Traders are betting that the Bank of England’s interest rate could reach 6 percent by early next year. These expectations are shown through rising yields on government bonds, which now exceed the levels reached during Liz Truss’s brief but turbulent stint as prime minister last fall.

In response, mortgage rates are rising, too. Last weekend, the average rate for a two-year fixed-rate mortgage hit 6 percent for the first time this year.

Last month, the central bank warned that many mortgage holders had not experienced the cost of higher interest rates yet. About 1.3 million households are expected to reach the end of their fixed-rate term by the end of the year, prompting a reset in the rate that applies to their loan. And the average mortgage holder in that group will see their monthly interest payments increase about 200 pounds ($255) a month, or £2,400 over the course of a year, if their mortgage rate rises three percentage points, which is what mortgage quotes suggested last month, the bank said.

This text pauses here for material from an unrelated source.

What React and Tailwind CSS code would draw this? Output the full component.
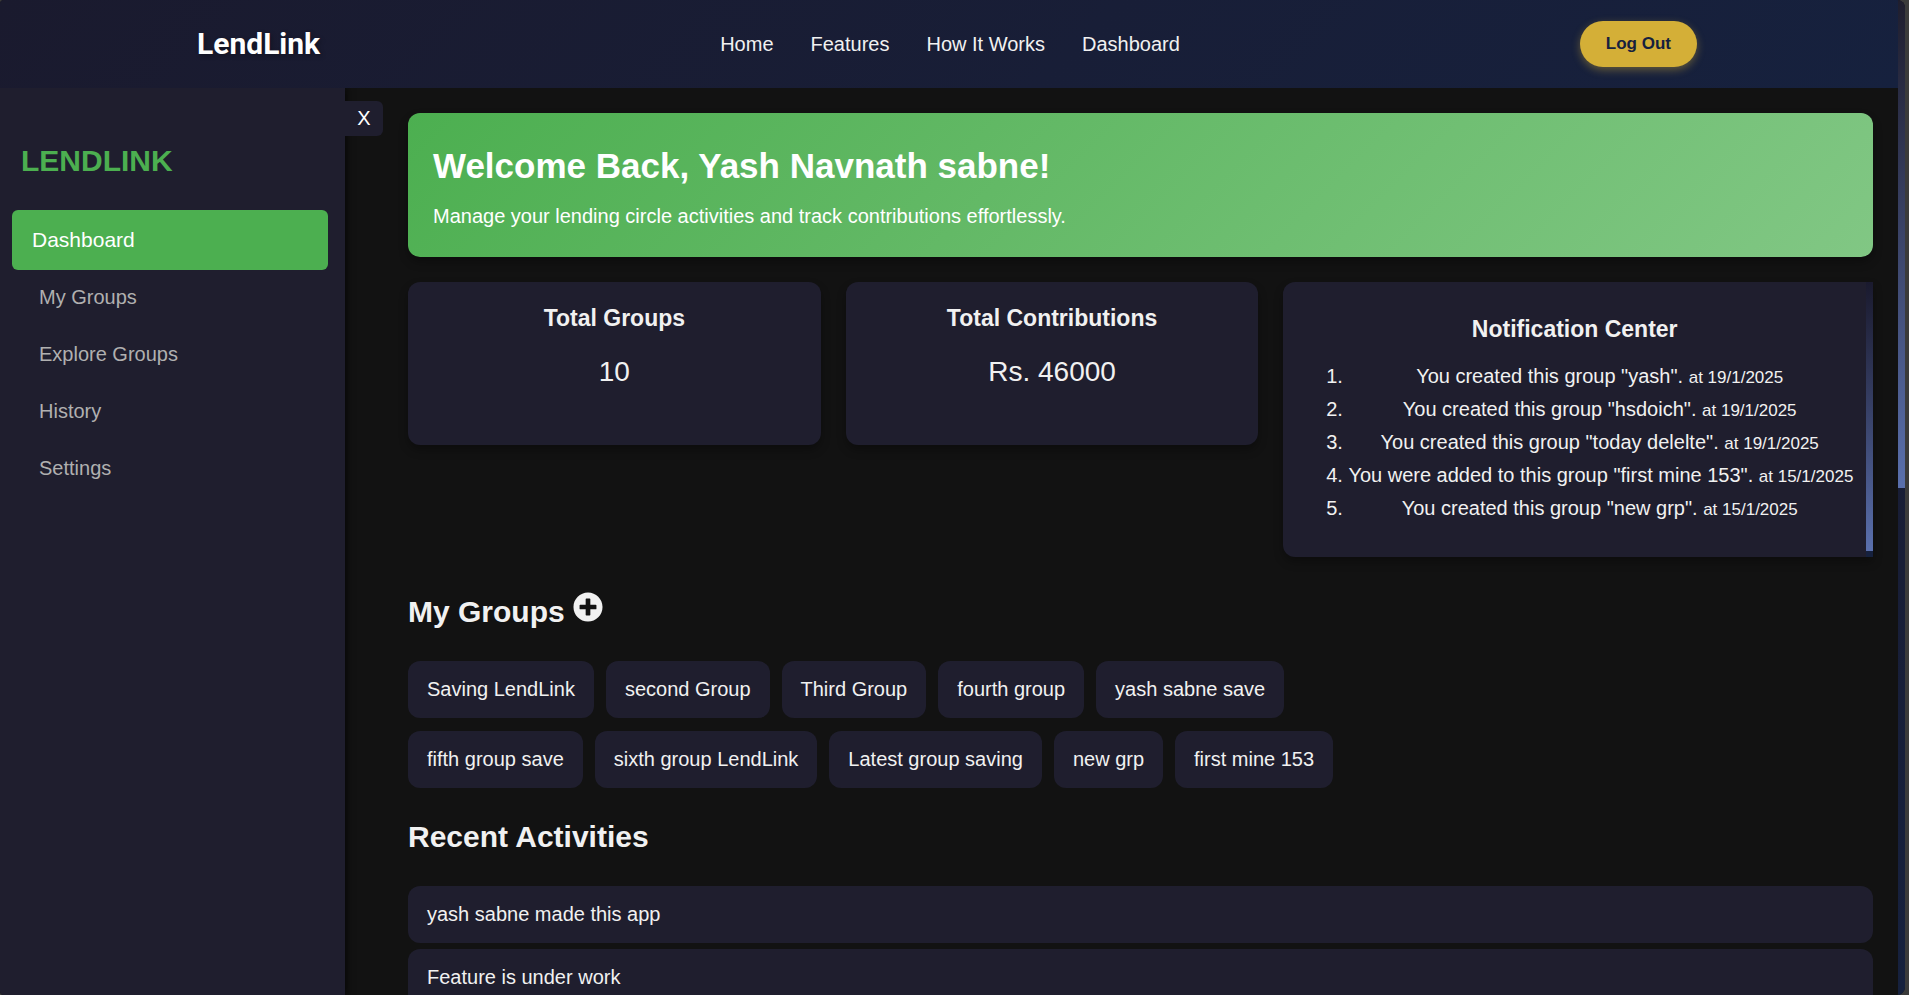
import { FaPlusCircle } from "react-icons/fa";

const navLinks = ["Home", "Features", "How It Works", "Dashboard"];
const menu = ["Dashboard", "My Groups", "Explore Groups", "History", "Settings"];
const notifications = [
  { text: 'You created this group "yash".', date: "19/1/2025" },
  { text: 'You created this group "hsdoich".', date: "19/1/2025" },
  { text: 'You created this group "today delelte".', date: "19/1/2025" },
  { text: 'You were added to this group "first mine 153".', date: "15/1/2025" },
  { text: 'You created this group "new grp".', date: "15/1/2025" },
];
const groups = [
  "Saving LendLink",
  "second Group",
  "Third Group",
  "fourth group",
  "yash sabne save",
  "fifth group save",
  "sixth group LendLink",
  "Latest group saving",
  "new grp",
  "first mine 153",
];
const activities = ["yash sabne made this app", "Feature is under work"];

function Header() {
  return (
    <header className="relative z-20 flex h-[88px] shrink-0 items-center bg-linear-135 from-[#1a1a2e] to-[#16213e] pr-1">
      <div className="mx-auto flex w-full max-w-[1500px] items-center justify-between">
        <a href="#home" className="font-['Roboto',sans-serif] text-[30px] leading-9 font-bold text-white [text-shadow:2px_2px_5px_rgba(0,0,0,0.3)]">
          LendLink
        </a>
        <nav className="flex gap-[37px]">
          {navLinks.map((label) => (
            <a key={label} href={"#" + label} className="text-[20px] leading-6 text-[#f1f1f1]">
              {label}
            </a>
          ))}
        </nav>
        <button
          type="button"
          className="h-[46px] rounded-full bg-[#d4af37] px-[26px] text-[17px] font-bold text-[#16213e] shadow-[0_3px_8px_rgba(212,175,55,0.4)]"
        >
          Log Out
        </button>
      </div>
    </header>
  );
}

function Sidebar() {
  return (
    <aside className="relative z-10 w-[345px] shrink-0 bg-[#1f1e2e] px-[21px] pt-[49px] shadow-[3px_0_6px_rgba(0,0,0,0.5)]">
      <h2 className="text-[30px] leading-[48px] font-bold text-[#4caf50]">LENDLINK</h2>
      <ul className="mt-[26px] w-[298px]">
        {menu.map((label, i) =>
          i === 0 ? (
            <li key={label} className="-mx-[9px] -mt-px -mb-[2px]">
              <a
                href={"#" + label}
                aria-current="page"
                className="flex h-[60px] items-center rounded-md bg-[#4caf50] pl-5 text-[21px] text-white"
              >
                {label}
              </a>
            </li>
          ) : (
            <li key={label}>
              <a href={"#" + label} className="flex h-[57px] items-center pl-[18px] text-[20px] text-[#b0b0b0]">
                {label}
              </a>
            </li>
          ),
        )}
      </ul>
      <button
        type="button"
        aria-label="Close sidebar"
        className="absolute top-[13px] left-full h-[35px] w-[38px] rounded-r-md bg-[#1f1e2e] pb-[2px] text-[20px] leading-none text-white"
      >
        X
      </button>
    </aside>
  );
}

function StatCard({ title, value }) {
  return (
    <section className="min-h-[163px] self-start rounded-xl bg-[#1f1e2e] pt-[18px] text-center shadow-[0_5px_10px_rgba(0,0,0,0.3)]">
      <h3 className="text-[23px] leading-9 font-bold">{title}</h3>
      <p className="mt-[13px] text-[28px] leading-[45px]">{value}</p>
    </section>
  );
}

function Notifications() {
  return (
    <section className="flex h-[275px] rounded-l-xl bg-[#1f1e2e] shadow-[0_5px_10px_rgba(0,0,0,0.3)]">
      <div className="min-w-0 flex-1 px-[15px] pt-[29px] text-center">
        <h3 className="text-[23px] leading-9 font-bold">Notification Center</h3>
        <ol className="mt-[13px] list-decimal pl-[50px] text-[20px] leading-[33px] whitespace-nowrap">
          {notifications.map((n) => (
            <li key={n.text}>
              {n.text} <small className="text-[17px] leading-none">at {n.date}</small>
            </li>
          ))}
        </ol>
      </div>
      <div className="flex w-[7px] shrink-0 flex-col bg-[#16213e] pb-[6px]">
        <div className="flex-1 bg-linear-to-b from-[#1a1a2e] to-[#5a70ad]" />
      </div>
    </section>
  );
}

export default function App() {
  return (
    <div className="flex h-screen overflow-hidden bg-[#3b3b3b] pr-1 font-['Liberation_Sans',Arial,sans-serif] text-[#f1f1f1]">
      <div className="flex min-w-0 flex-1 overflow-hidden rounded-l-sm rounded-r-lg bg-[#121212]">
        <div className="flex min-w-0 flex-1 flex-col">
          <Header />
          <div className="flex min-h-0 flex-1">
            <Sidebar />
            <main className="min-w-0 flex-1 overflow-hidden pt-[25px] pr-[25px] pl-[63px]">
              <section className="rounded-xl bg-linear-135 from-[#4caf50] to-[#81c784] p-[25px] text-white shadow-[0_5px_10px_rgba(0,0,0,0.3)]">
                <h1 className="text-[35px] leading-[56px] font-bold">Welcome Back, Yash Navnath sabne!</h1>
                <p className="mt-[6px] text-[20px] leading-8">
                  Manage your lending circle activities and track contributions effortlessly.
                </p>
              </section>
              <div className="mt-[25px] grid grid-cols-[minmax(0,7fr)_minmax(0,7fr)_minmax(0,10fr)] gap-[25px]">
                <StatCard title="Total Groups" value="10" />
                <StatCard title="Total Contributions" value="Rs. 46000" />
                <Notifications />
              </div>
              <section className="mt-[31px]">
                <h2 className="flex items-baseline gap-2 text-[30px] leading-[48px] font-bold">
                  My Groups
                  <button type="button" aria-label="Add group">
                    <FaPlusCircle className="inline-block size-[30px] align-baseline" />
                  </button>
                </h2>
                <ul className="mt-[25px] flex max-w-[1000px] flex-wrap gap-x-3 gap-y-[13px]">
                  {groups.map((name) => (
                    <li key={name} className="rounded-xl bg-[#1f1e2e] px-[19px] py-[12px] text-[20px] leading-[33px]">
                      {name}
                    </li>
                  ))}
                </ul>
              </section>
              <section className="mt-[25px]">
                <h2 className="text-[30px] leading-[48px] font-bold">Recent Activities</h2>
                <ul className="mt-[25px] flex flex-col gap-[6px]">
                  {activities.map((text) => (
                    <li key={text} className="rounded-xl bg-[#1f1e2e] px-[19px] py-[12px] text-[20px] leading-[33px]">
                      {text}
                    </li>
                  ))}
                </ul>
              </section>
            </main>
          </div>
        </div>
        <div className="w-[7px] shrink-0 bg-linear-to-b from-[#1a1a2e] to-[#16213e]">
          <div className="h-[49%] bg-linear-to-b from-[#1f1e2e] to-[#5a70ad]" />
        </div>
      </div>
    </div>
  );
}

The additional financial strain follows months of higher prices, from energy bills to groceries. Food and nonalcoholic drink prices rose 18.3 percent in May from a year earlier, data showed on Wednesday, a slight slowdown from previous months when food inflation hit a 45-year high. The moderation in food and fuel prices was offset by rising prices at restaurants and hotels and for secondhand cars and live music events.

“We know how much high inflation hurts families and businesses across the country,” Jeremy Hunt, the chancellor of the Exchequer, said in a statement on Wednesday. He added that the government’s plan to halve the rate of inflation would be the best way to keep costs and interest rates down.

“We will not hesitate in our resolve to support the Bank of England as it seeks to squeeze inflation out of our economy,” he said.

In January the government, led by Prime Minister Rishi Sunak, vowed to halve inflation by the end of the year, which would mean a rate of about 5 percent, amid waves of public and private sector strikes from workers frustrated by declining living standards.

When that promise was made, it seemed almost guaranteed to succeed based on economic forecasts. But as the months have worn on, inflation has been harder to slow down than expected, and that pledge is now at risk of being missed.

Adding to the government’s challenges, separate data published on Wednesday estimated that Britain’s public sector debt exceeded 100 percent of gross domestic product for the first time since 1961, as the government paid out more money for energy support programs and social benefits to mitigate the cost-of-living crisis.